Virtualization is the technology that creates virtual versions of physical computing resources - processors, memory, storage, and networks - allowing multiple isolated environments to share the same physical hardware. It is the foundation of cloud computing, modern data centers, and container-based application deployment.

Hypervisor-Based Virtualization

A hypervisor (or Virtual Machine Monitor) creates and manages virtual machines (VMs), each running its own complete operating system.

Type 1 (bare-metal) hypervisors run directly on the physical hardware without a host operating system. VMware ESXi, Microsoft Hyper-V, and Xen are Type 1 hypervisors. They provide high performance and are used in production data centers and cloud infrastructure (AWS EC2 uses a modified Xen/KVM hypervisor).

Type 2 (hosted) hypervisors run as an application on top of a host operating system. VirtualBox and VMware Workstation are Type 2 hypervisors. They are convenient for development and testing but add overhead from the host OS layer.

Each virtual machine gets virtualized CPU cores, memory, disk, and network interfaces. The guest operating system runs unmodified (in full virtualization) or with minor kernel modifications (in paravirtualization, as Xen originally required). Hardware-assisted virtualization (Intel VT-x, AMD-V) provides CPU support for efficient VM execution, making full virtualization practical with near-native performance.

Containers

Containers virtualize at the operating system level rather than the hardware level. All containers on a host share the same kernel but have isolated file systems, process trees, and network stacks. Linux containers rely on kernel features: namespaces provide isolation (PID, network, mount, user) and cgroups control resource limits (CPU, memory, I/O).

Containers start in seconds (vs. minutes for VMs), consume less memory (no duplicate OS kernel), and package an application with its dependencies into a portable image. Docker popularized containers, and Kubernetes orchestrates them at scale.

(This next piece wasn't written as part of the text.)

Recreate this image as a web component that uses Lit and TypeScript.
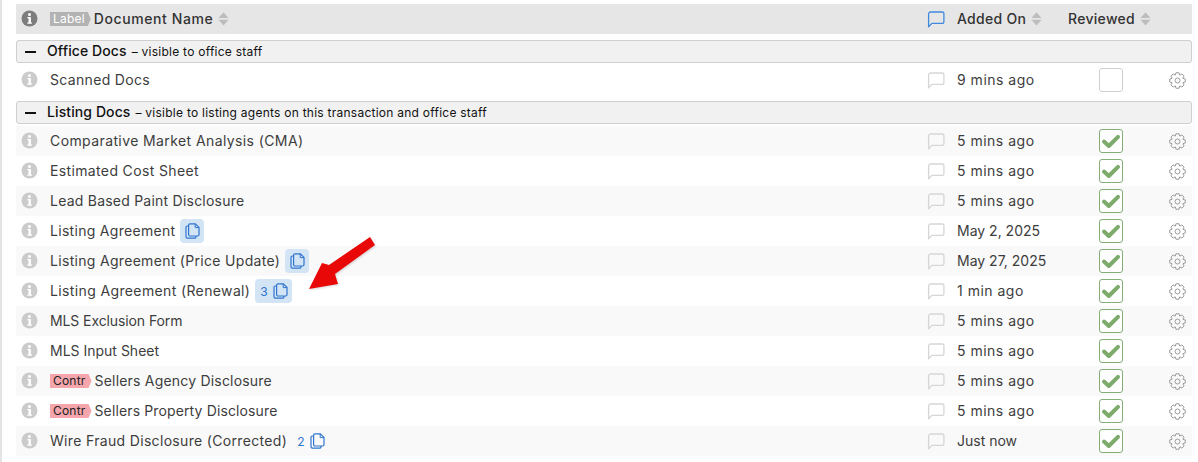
import { LitElement, html, css, svg } from 'lit';
import { customElement } from 'lit/decorators.js';

interface Doc {
  name: string;
  added: string;
  tag?: string;
  copies?: number;
  pill?: boolean;
  // the font is a stand-in, so each name gets its own tracking to keep its width
  track?: number;
}

const officeDocs: Doc[] = [{ name: 'Scanned Docs', added: '9 mins ago' }];

const listingDocs: Doc[] = [
  { name: 'Comparative Market Analysis (CMA)', added: '5 mins ago', track: 0.4 },
  { name: 'Estimated Cost Sheet', added: '5 mins ago', track: 0.36 },
  { name: 'Lead Based Paint Disclosure', added: '5 mins ago', track: 0.23 },
  { name: 'Listing Agreement', added: 'May 2, 2025', pill: true, track: 0.3 },
  { name: 'Listing Agreement (Price Update)', added: 'May 27, 2025', pill: true, track: 0.31 },
  { name: 'Listing Agreement (Renewal)', added: '1 min ago', pill: true, copies: 3, track: 0.37 },
  { name: 'MLS Exclusion Form', added: '5 mins ago', track: -0.1 },
  { name: 'MLS Input Sheet', added: '5 mins ago', track: 0 },
  { name: 'Sellers Agency Disclosure', added: '5 mins ago', tag: 'Contr', track: 0.2 },
  { name: 'Sellers Property Disclosure', added: '5 mins ago', tag: 'Contr', track: 0.13 },
  { name: 'Wire Fraud Disclosure (Corrected)', added: 'Just now', copies: 2, track: 0.33 },
];

const infoIcon = (color: string) => html`<svg class="info" width="17" height="17" viewBox="0 0 17 17">
  <circle cx="8.5" cy="8.5" r="8" fill=${color}></circle>
  <circle cx="8.5" cy="4.4" r="1.5" fill="#fff"></circle>
  <path d="M6.4 7h3.5v5.4h1v1.3H6.3v-1.3h1.2V8.3H6.4z" fill="#fff"></path>
</svg>`;

const commentIcon = (color: string) => html`<svg class="comment" width="18" height="17" viewBox="0 0 18 17" fill="none">
  <path d="M1.600 15.700V3a2 2 0 0 1 2-2h11.700a1.600 1.600 0 0 1 1.600 1.600v8.200a1.600 1.600 0 0 1-1.600 1.600H4.900z" stroke=${color} stroke-width="1.300" stroke-linejoin="round"></path>
</svg>`;

const sortIcon = html`<svg class="sort" width="11" height="14" viewBox="0 0 11 14">
  <path d="M5.500 0.200 10.500 6H.5z" fill="#bdbdbd"></path>
  <path d="M.5 7.800h10l-5 5.800z" fill="#bdbdbd"></path>
</svg>`;

const copyIcon = html`<svg width="15" height="16" viewBox="0 0 15 16" fill="none" stroke="#2f74cf" stroke-width="1.2" stroke-linejoin="round">
  <path d="M5 .8h5.400l3.600 3.600v7.200a1.400 1.400 0 0 1-1.400 1.400H5a1.400 1.400 0 0 1-1.400-1.400V2.200A1.400 1.400 0 0 1 5 .8z"></path>
  <path d="M10.200 .8v3.800h3.800" stroke-width="1"></path>
  <path d="M3.600 3H2.400A1.400 1.400 0 0 0 1 4.400v9.400a1.400 1.400 0 0 0 1.400 1.400h7.200a1.400 1.400 0 0 0 1.400-1.400V13"></path>
</svg>`;

// eight tooth cog outline, worked out once from polar points
const cogPath = (() => {
  const pts: string[] = [];
  for (let i = 0; i < 8; i++) {
    const mid = (i * Math.PI) / 4;
    const at = (r: number, a: number) =>
      `${(8.5 + r * Math.cos(mid + a)).toFixed(2)} ${(8.5 + r * Math.sin(mid + a)).toFixed(2)}`;
    pts.push(at(5.9, -0.36), at(7.9, -0.2), at(7.9, 0.2), at(5.9, 0.36));
  }
  return `M${pts.join('L')}Z`;
})();

const gearIcon = html`<svg class="gear-svg" width="17" height="17" viewBox="0 0 17 17" fill="none" stroke="#9b9b9b" stroke-width="1" stroke-linejoin="round">
  ${svg`<path d=${cogPath}></path>`}
  <circle cx="8.500" cy="8.500" r="2.500"></circle>
</svg>`;

@customElement('app-root')
export class AppRoot extends LitElement {
  static override styles = css`
    :host {
      display: block;
      position: relative;
      height: 462px;
      padding: 4px 6px 0 14px;
      box-sizing: border-box;
      background: #fff;
      border-left: 2px solid #e4e4e4;
      overflow: hidden;
      font-family: 'Inter', 'Liberation Sans', sans-serif;
      font-size: 14px;
      color: #3d3d3d;
    }

    .row {
      display: grid;
      grid-template-columns: 34px 877px 30px 111px 85px 39px;
      align-items: center;
      height: 30px;
    }

    .row.striped {
      background: #f9f9f9;
    }

    .row.head {
      background: #e6e6e6;
      color: #333;
      font-weight: 500;
      letter-spacing: 0.3px;
    }

    .info {
      display: block;
      margin: 0 0 1px 5px;
    }

    .name {
      display: flex;
      align-items: center;
      gap: 3px;
      white-space: nowrap;
    }

    .text {
      margin-bottom: 2px;
    }

    .head .doc-title {
      letter-spacing: 0.6px;
      margin-bottom: 2px;
    }

    .sort {
      margin-left: 5px;
    }

    .name .sort {
      margin-left: 2px;
    }

    .cell {
      display: flex;
      align-items: center;
    }

    .comment {
      display: block;
    }

    .added {
      margin-bottom: 2px;
    }

    .added.ago {
      letter-spacing: 0.5px;
    }

    .group {
      display: flex;
      align-items: baseline;
      gap: 5px;
      height: 23px;
      line-height: 20px;
      box-sizing: border-box;
      margin: 6px 0 2px;
      padding-left: 8px;
      background: #f1f1f1;
      border: 1px solid #cfcfcf;
      border-radius: 3px;
      color: #111;
    }

    .group .dash {
      width: 11px;
      height: 2px;
      background: #111;
      align-self: center;
      margin-right: 6px;
    }

    .group b {
      font-weight: 500;
      letter-spacing: 0.1px;
    }

    .group span {
      font-size: 12px;
      letter-spacing: 0.25px;
    }

    .tag {
      display: inline-block;
      height: 14px;
      line-height: 14px;
      padding: 0 6px 0 3px;
      font-size: 12px;
      letter-spacing: 0.2px;
      clip-path: polygon(0 0, calc(100% - 3px) 0, 100% 50%, calc(100% - 3px) 100%, 0 100%);
    }

    .tag.label {
      background: #b3b3b3;
      color: #fff;
      font-weight: 400;
    }

    .tag.contr {
      background: #f4a6ac;
      color: #222;
    }

    .copies {
      display: flex;
      align-items: center;
      gap: 5px;
      margin-left: 7px;
      color: #2f74cf;
      font-size: 12px;
    }

    .copies.pill {
      height: 24px;
      padding: 0 4px 0 5px;
      background: #d3e4f5;
      border-radius: 4px;
      margin-left: 2px;
    }

    .check {
      width: 24px;
      height: 24px;
      box-sizing: border-box;
      margin-left: 31px;
      border: 1px solid #cfcfcf;
      border-radius: 3px;
      background: #fff;
    }

    .check.on {
      border-color: #85ad78;
    }

    .check svg,
    .gear-svg {
      display: block;
    }

    .gear {
      margin-left: 16px;
    }

    .arrow {
      position: absolute;
      left: 298px;
      top: 232px;
      filter: drop-shadow(1px 1px 1px rgba(0, 0, 0, 0.15));
    }
  `;

  private renderRow(doc: Doc, striped: boolean, reviewed: boolean) {
    return html`<div class="row ${striped ? 'striped' : ''}">
      ${infoIcon('#cbcbcb')}
      <div class="name">
        ${doc.tag ? html`<span class="tag contr">${doc.tag}</span>` : ''}
        <span class="text" style="letter-spacing: ${doc.track ?? 0.33}px">${doc.name}</span>
        ${doc.pill || doc.copies
          ? html`<span class="copies ${doc.pill ? 'pill' : ''}">${doc.copies ?? ''}${copyIcon}</span>`
          : ''}
      </div>
      <div class="cell">${commentIcon('#d6d6d6')}</div>
      <div class="added ${doc.added.endsWith('ago') ? 'ago' : ''}">${doc.added}</div>
      <div class="check ${reviewed ? 'on' : ''}">
        ${reviewed
          ? html`<svg width="22" height="22" viewBox="0 0 22 22">
              <path d="M4 11.500 8.800 16 18 6.800" fill="none" stroke="#7cab6b" stroke-width="4" stroke-linecap="round" stroke-linejoin="round"></path>
            </svg>`
          : ''}
      </div>
      <div class="gear">${gearIcon}</div>
    </div>`;
  }

  override render() {
    return html`
      <div class="row head">
        ${infoIcon('#7d7d7d')}
        <div class="name">
          <span class="tag label">Label</span>
          <span class="doc-title">Document Name</span>${sortIcon}
        </div>
        <div class="cell">${commentIcon('#3f8ae0')}</div>
        <div class="cell"><span class="text">Added On</span>${sortIcon}</div>
        <div class="cell"><span class="text">Reviewed</span>${sortIcon}</div>
        <div></div>
      </div>
      <div class="group"><i class="dash"></i><b>Office Docs</b><span>– visible to office staff</span></div>
      ${officeDocs.map((d) => this.renderRow(d, false, false))}
      <div class="group">
        <i class="dash"></i><b>Listing Docs</b>
        <span>– visible to listing agents on this transaction and office staff</span>
      </div>
      ${listingDocs.map((d, i) => this.renderRow(d, i % 2 === 0, true))}
      <svg class="arrow" width="80" height="66" viewBox="0 0 80 66">
        <path d="M70 5 75 13 35 42 38 52 9 57 22 31 29 33z" fill="#e80808"></path>
      </svg>
    `;
  }
}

Containers vs. VMs is not an either-or choice. VMs provide stronger isolation (separate kernels) and are appropriate when running untrusted workloads or different operating systems. Containers provide lighter-weight isolation and density for trusted, homogeneous workloads. Many production environments run containers inside VMs.

Key Use Cases

Server consolidation runs multiple workloads on fewer physical servers, improving hardware utilization. Development environments reproduce production configurations locally. Disaster recovery enables VM snapshots, live migration, and rapid failover. Multi-tenancy isolates customer workloads on shared infrastructure.

Origins and History

IBM pioneered virtualization with the CP-40 system in 1967 and its successor CP-67, which allowed multiple virtual machines to run concurrently on a single mainframe [1]. Gerald Popek and Robert Goldberg formalized the requirements for virtualizable computer architectures in their 1974 paper, defining the conditions under which a hypervisor can faithfully reproduce the underlying machine [2]. The x86 architecture was not natively virtualizable by these criteria until Intel VT-x (2005) and AMD-V (2006) added hardware support. Docker, released in 2013, made Linux containers accessible to mainstream developers [3].

Sources

  1. Creasy, R.J. (1981). “The Origin of the VM/370 Time-Sharing System.” IBM Journal of Research and Development, 25(5), 483-490.
  2. Popek, G.J. & Goldberg, R.P. (1974). “Formal Requirements for Virtualizable Third Generation Architectures.” Communications of the ACM, 17(7), 412-421.
  3. Merkel, D. (2014). “Docker: Lightweight Linux Containers for Consistent Development and Deployment.” Linux Journal, 2014(239).